🤖 AI Summary
Existing evaluation frameworks inadequately assess large language models’ (LLMs) multilingual long-context reasoning capabilities: mainstream benchmarks predominantly rely on retrieval tasks, suffering from data leakage, shortcut learning, and insufficient emphasis on deep reasoning. To address this, we propose MLRBench—the first synthetic benchmark explicitly designed for multilingual long-context reasoning, covering seven languages and targeting three core competencies: multi-hop reasoning, factual aggregation, and cognitive reasoning.
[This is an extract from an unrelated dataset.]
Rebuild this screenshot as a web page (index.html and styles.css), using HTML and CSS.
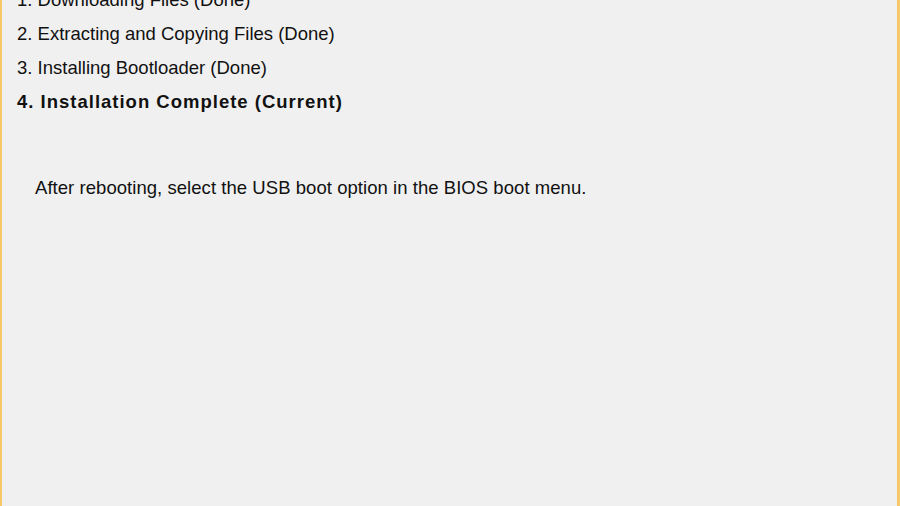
FILE: index.html
```html
<!DOCTYPE html>
<html lang="en">
<head>
<meta charset="utf-8">
<title>Installation Complete</title>
<link rel="stylesheet" href="styles.css">
</head>
<body>
<div class="dialog">
  <ol class="steps">
    <li class="step">1. Downloading Files (Done)</li>
    <li class="step">2. Extracting and Copying Files (Done)</li>
    <li class="step">3. Installing Bootloader (Done)</li>
    <li class="step current">4. Installation Complete (Current)</li>
  </ol>
  <p class="message">After rebooting, select the USB boot option in the BIOS boot menu.</p>
</div>
</body>
</html>
```
FILE: styles.css
```css
html, body {
  margin: 0;
  padding: 0;
  height: 100%;
}
body {
  background: #f0f0f0;
  overflow: hidden;
}
.dialog {
  box-sizing: border-box;
  width: 900px;
  height: 506px;
  border-left: 2px solid #f7c868;
  border-right: 3px solid #f7c868;
  background: #f0f0f0;
  color: #111;
  font-family: "Liberation Sans", Arial, sans-serif;
  font-size: 18.5px;
  overflow: hidden;
}
.steps {
  list-style: none;
  margin: -17px 0 0 0;
  padding: 0 0 0 15px;
}
.step {
  line-height: 34px;
  height: 34px;
}
.current {
  font-weight: bold;
  letter-spacing: 1px;
}
.message {
  margin: 52px 0 0 0;
  padding-left: 33px;
  line-height: 34px;
  letter-spacing: 0.05px;
}
```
Our contributions include: (1) the first systematic decoupling of information retrieval from deep reasoning; (2) a robust, length-scalable, cross-lingually parallel evaluation framework resistant to data leakage; and (3) the empirical discovery that effective context utilization across languages rarely exceeds 30%. Experiments reveal significant performance disparities between high- and low-resource languages, with RAG only partially alleviating this bottleneck. The benchmark is publicly released to advance research in multilingual long-context reasoning.
📝 Abstract
Existing multilingual long-context benchmarks, often based on the popular needle-in-a-haystack test, primarily evaluate a model's ability to locate specific information buried within irrelevant texts. However, such a retrieval-centric approach is myopic and inherently limited, as successful recall alone does not indicate a model's capacity to reason over extended contexts. Moreover, these benchmarks are susceptible to data leakage, short-circuiting, and risk making the evaluation a priori identifiable. To address these limitations, we introduce MLRBench, a new synthetic benchmark for multilingual long-context reasoning. Unlike existing benchmarks, MLRBench goes beyond surface-level retrieval by including tasks that assess multi-hop inference, aggregation, and epistemic reasoning. Spanning seven languages, MLRBench is designed to be parallel, resistant to leakage, and scalable to arbitrary context lengths. Our extensive experiments with an open-weight large language model (LLM) reveal a pronounced gap between high- and low-resource languages, particularly for tasks requiring the model to aggregate multiple facts or predict the absence of information. We also find that, in multilingual settings, LLMs effectively utilize less than 30% of their claimed context length. Although off-the-shelf Retrieval Augmented Generation helps alleviate this to a certain extent, it does not solve the long-context problem. We open-source MLRBench to enable future research in improved evaluation and training of multilingual LLMs.